At that speed he has to deploy air brakes and then operate not-yet-designed wheel brakes for the last 200 mph. No off-the-shelf rotors are capable of surviving at 1,000 mph and then slowing such a heavy object from 200 mph—so Bloodhound must design them from scratch.

Green, 50, exhibits the coolness required to pull off this tremendous task. His last record run featured a heart-stopping moment when the Thrust SSC snapped into a slide at 650 mph. Cockpit cameras filmed Green calmly cutting the thrust before applying corrective lock, and powering back up to snatch the record.

But it won't all be business as usual for Green, if only because he'll have to master the behavior of a very different mechanical layout. Where the Thrust had a fighter-jet engine strapped to each side of its fuselage, Bloodhound has three power sources, including a Eurojet 200 engine mounted on top of the main rocket and a 700-hp Cosworth Formula One engine buried inside the bodywork.

All three must work together: the jet engine to accelerate the Bloodhound up to 350 mph when the rocket fires for 20 seconds in two stages, the second at 400 mph to close the gap to 1,000 mph.

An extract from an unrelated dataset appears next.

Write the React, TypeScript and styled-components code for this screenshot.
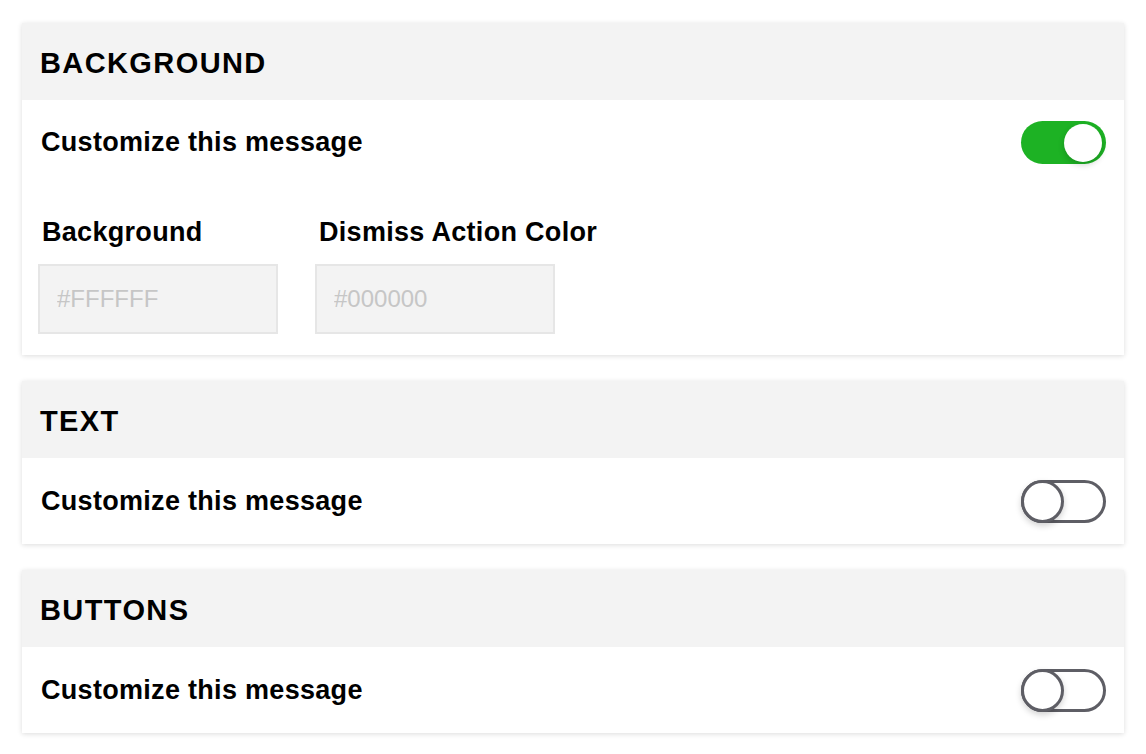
import React from "react";
import styled, { createGlobalStyle } from "styled-components";

const Global = createGlobalStyle`
  html, body { margin: 0; padding: 0; background: #ffffff; }
  body { font-family: "Liberation Sans", Arial, sans-serif; color: #000; }
`;

const Page = styled.div`
  display: flex;
  flex-direction: column;
  gap: 26px;
  padding: 23px 22px;
`;

const Card = styled.section`
  background: #fff;
  box-shadow: 0 1px 5px rgba(0, 0, 0, 0.14);
`;

const Header = styled.div`
  height: 77px;
  box-sizing: border-box;
  background: #f3f3f3;
  display: flex;
  align-items: center;
  padding: 3px 18px 0;
  font-size: 29px;
  font-weight: 700;
  letter-spacing: 1.4px;
`;

const Body = styled.div<{ $bottom?: number }>`
  padding: 0 18px ${(p) => p.$bottom ?? 0}px 16px;
`;

const Row = styled.div<{ $height?: number }>`
  height: ${(p) => p.$height ?? 86}px;
  display: flex;
  align-items: center;
  justify-content: space-between;
`;

const RowLabel = styled.span`
  font-size: 27px;
  font-weight: 700;
  letter-spacing: 0.3px;
  padding-left: 3px;
`;

const Track = styled.div<{ $on: boolean }>`
  position: relative;
  width: 85px;
  height: 43px;
  border-radius: 22px;
  box-sizing: border-box;
  background: ${(p) => (p.$on ? "#1db224" : "#fff")};
  border: ${(p) => (p.$on ? "none" : "3px solid #5e5e65")};
`;

const Knob = styled.div<{ $on: boolean }>`
  position: absolute;
  box-sizing: border-box;
  border-radius: 50%;
  background: #fff;
  box-shadow: 0 3px 6px rgba(0, 0, 0, 0.18);
  ${(p) =>
    p.$on
      ? `width: 38px; height: 38px; top: 3px; right: 4px;`
      : `width: 43px; height: 43px; top: -3px; left: -3px; border: 3px solid #5e5e65;`}
`;

const Fields = styled.div`
  display: flex;
  gap: 37px;
  margin-top: 32px;
`;

const Field = styled.div`
  display: flex;
  flex-direction: column;
  gap: 16px;
`;

const FieldLabel = styled.label`
  font-family: "Liberation Sans Narrow", "Liberation Sans", Arial, sans-serif;
  font-size: 27px;
  font-weight: 700;
  letter-spacing: 0.3px;
  padding-left: 4px;
  line-height: 32px;
`;

const Input = styled.input`
  width: 240px;
  height: 70px;
  box-sizing: border-box;
  background: #f3f3f3;
  border: 2px solid #e6e6e6;
  padding: 0 17px;
  font-family: "Liberation Sans", Arial, sans-serif;
  font-size: 24px;
  color: #333;
  outline: none;
  &::placeholder { color: #c6c6c6; }
`;

const Toggle = ({ on }: { on: boolean }) => (
  <Track $on={on}>
    <Knob $on={on} />
  </Track>
);

export default function App() {
  return (
    <>
      <Global />
      <Page>
        <Card>
          <Header>BACKGROUND</Header>
          <Body $bottom={21}>
            <Row $height={84}>
              <RowLabel>Customize this message</RowLabel>
              <Toggle on />
            </Row>
            <Fields>
              <Field>
                <FieldLabel>Background</FieldLabel>
                <Input placeholder="#FFFFFF" />
              </Field>
              <Field>
                <FieldLabel>Dismiss Action Color</FieldLabel>
                <Input placeholder="#000000" />
              </Field>
            </Fields>
          </Body>
        </Card>
        <Card>
          <Header>TEXT</Header>
          <Body>
            <Row>
              <RowLabel>Customize this message</RowLabel>
              <Toggle on={false} />
            </Row>
          </Body>
        </Card>
        <Card>
          <Header>BUTTONS</Header>
          <Body>
            <Row>
              <RowLabel>Customize this message</RowLabel>
              <Toggle on={false} />
            </Row>
          </Body>
        </Card>
      </Page>
    </>
  );
}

The rocket has such a voracious thirst, about nine gallons per second of liquid hydrogen peroxide fuel, that the pump borrowed from a cruise missile needs the 2.4-liter Cossie V8 engine running at 18,000 rpm to deliver sufficient flow.

One question, of course, has to be answered: Why?

Initially, Bloodhound was triggered in 2007 when the late Steve Fossett was mulling an 800-mph challenge to Green's Thrust SSC record. Fossett, a recordsetting pilot himself, died in a plane crash over the Sierra-Nevada Mountains later that year.

Still, Green and team leader Richard Noble responded with the 1,000-mph figure, though the mission has taken on a different theme: to expose thousands of children and students to the challenge and excitement of science and engineering. Data sheets and information are free to download from the Bloodhound Web site, and team members will visit many of the 3,300 schools officially following progress. Clearly, this is a record attempt that can be measured in many ways.